By aligning ocean pasture restoration with existing state programs and California’s cap-and-trade system, the state can deliver a globally pioneering climate solution: one that generates certified credits, secures water and energy systems, revives wildlife, and reduces wildfire devastation—all in one.

A Final Call to Action

California stands at a historic crossroads. Its fires worsen, its fisheries collapse, its water becomes more precarious, and its wildlife continues to vanish. The missing ingredient is the restoration of the offshore ocean pastures that once fed clouds, cooled the land, sustained fish, filled reservoirs, employed tens of thousands, and supported marine life.

The path forward is clear and evidence-based: restore the ocean pastures → restore the clouds → restore the rains → restore the fish → restore the water → restore the wildlife → restore California’s prosperity.

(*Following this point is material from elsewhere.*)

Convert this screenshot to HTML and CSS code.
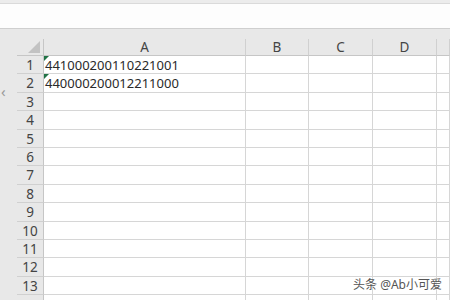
FILE: index.html
```html
<!DOCTYPE html>
<html lang="zh-CN">
<head>
    <meta charset="UTF-8" />
    <title>Sheet</title>
    <link rel="stylesheet" href="styles.css">
</head>
<body>
    <div class="top-strip"></div>
    <div class="formula-bar"></div>
    <div class="workspace">
        <div class="side"><span class="arrow">&lsaquo;</span></div>
        <div class="sheet">
            <div class="grid">
                <div class="corner"><span class="tri"></span></div>
                <div class="col-head">A</div>
                <div class="col-head">B</div>
                <div class="col-head">C</div>
                <div class="col-head">D</div>
                <div class="col-head"></div>

                <div class="row-head">1</div>
                <div class="cell flag">441000200110221001</div>
                <div class="cell"></div><div class="cell"></div><div class="cell"></div><div class="cell"></div>

                <div class="row-head">2</div>
                <div class="cell flag">440000200012211000</div>
                <div class="cell"></div><div class="cell"></div><div class="cell"></div><div class="cell"></div>

                <div class="row-head">3</div>
                <div class="cell"></div><div class="cell"></div><div class="cell"></div><div class="cell"></div><div class="cell"></div>
                <div class="row-head">4</div>
                <div class="cell"></div><div class="cell"></div><div class="cell"></div><div class="cell"></div><div class="cell"></div>
                <div class="row-head">5</div>
                <div class="cell"></div><div class="cell"></div><div class="cell"></div><div class="cell"></div><div class="cell"></div>
                <div class="row-head">6</div>
                <div class="cell"></div><div class="cell"></div><div class="cell"></div><div class="cell"></div><div class="cell"></div>
                <div class="row-head">7</div>
                <div class="cell"></div><div class="cell"></div><div class="cell"></div><div class="cell"></div><div class="cell"></div>
                <div class="row-head">8</div>
                <div class="cell"></div><div class="cell"></div><div class="cell"></div><div class="cell"></div><div class="cell"></div>
                <div class="row-head">9</div>
                <div class="cell"></div><div class="cell"></div><div class="cell"></div><div class="cell"></div><div class="cell"></div>
                <div class="row-head">10</div>
                <div class="cell"></div><div class="cell"></div><div class="cell"></div><div class="cell"></div><div class="cell"></div>
                <div class="row-head">11</div>
                <div class="cell"></div><div class="cell"></div><div class="cell"></div><div class="cell"></div><div class="cell"></div>
                <div class="row-head">12</div>
                <div class="cell"></div><div class="cell"></div><div class="cell"></div><div class="cell"></div><div class="cell"></div>
                <div class="row-head">13</div>
                <div class="cell"></div><div class="cell"></div><div class="cell"></div><div class="cell"></div><div class="cell"></div>
                <div class="row-head"></div>
                <div class="cell"></div><div class="cell"></div><div class="cell"></div><div class="cell"></div><div class="cell"></div>
            </div>
        </div>
    </div>
    <div class="watermark">头条 @Ab小可爱</div>
</body>
</html>
```

FILE: styles.css
```css
:root{
    --gray: #e8e8e8;
    --line: #d6d6d6;
    --head-line: #c6c6c6;
    --text: #333333;
}

*{
    margin: 0;
    padding: 0;
    box-sizing: border-box;
}
body{
    width: 450px;
    height: 300px;
    overflow: hidden;
    background-color: var(--gray);
    font-family: "Noto Sans", "Noto Sans CJK SC", sans-serif;
    color: var(--text);
}
.top-strip{
    height: 4px;
    background-color: #ececec;
    border-bottom: 1px solid #dadada;
}
.formula-bar{
    height: 25px;
    background-color: #fdfdfd;
    border-bottom: 1px solid #cfcfcf;
}
.workspace{
    display: flex;
}
.side{
    width: 17px;
    padding-top: 55px;
    color: #9a9a9a;
    font-size: 15px;
    line-height: 1;
}
.arrow{
    display: block;
    padding-left: 1px;
}
.sheet{
    flex: 1;
    padding-top: 10px;
}
.grid{
    display: grid;
    grid-template-columns: 27px 202px 63px 64px 64px 1fr;
    grid-template-rows: 17px repeat(14, 18.4px);
    background-color: #ffffff;
}
.corner, .col-head{
    background-color: var(--gray);
    border-bottom: 1px solid var(--head-line);
    border-right: 1px solid #d0d0d0;
}
.corner{
    position: relative;
    border-right-color: var(--head-line);
}
.tri{
    position: absolute;
    right: 3px;
    bottom: 2px;
    width: 0;
    height: 0;
    border-left: 12px solid transparent;
    border-bottom: 12px solid #c2c2c2;
}
.col-head{
    font-size: 13.5px;
    line-height: 16px;
    text-align: center;
    color: #444444;
}
.row-head{
    background-color: var(--gray);
    border-right: 1px solid var(--head-line);
    border-bottom: 1px solid #d0d0d0;
    font-size: 13.5px;
    line-height: 18px;
    text-align: center;
    color: #444444;
}
.cell{
    border-right: 1px solid var(--line);
    border-bottom: 1px solid var(--line);
    font-size: 13px;
    line-height: 18px;
    padding-left: 1px;
    color: #2a2a2a;
    white-space: nowrap;
}
.flag{
    position: relative;
}
.flag::before{
    content: "";
    position: absolute;
    left: 0;
    top: 0;
    border-top: 5px solid #217346;
    border-right: 5px solid transparent;
}
.watermark{
    position: absolute;
    right: 8px;
    top: 275px;
    font-size: 12px;
    color: #555555;
    text-shadow: 0 0 2px #ffffff;
}
```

With OPR California launching in 2026, and with California’s carbon-credit market providing the financial engine, this restoration can be immediate, self-sustaining, and transformative.

Just as Los Angeles once proudly bore the tuna on its flag as a symbol of ocean abundance and economic strength, California can once again lead the world in proving that resilience begins offshore—by restoring the plankton pastures that connect climate, fish, forests, water, wildlife, and people.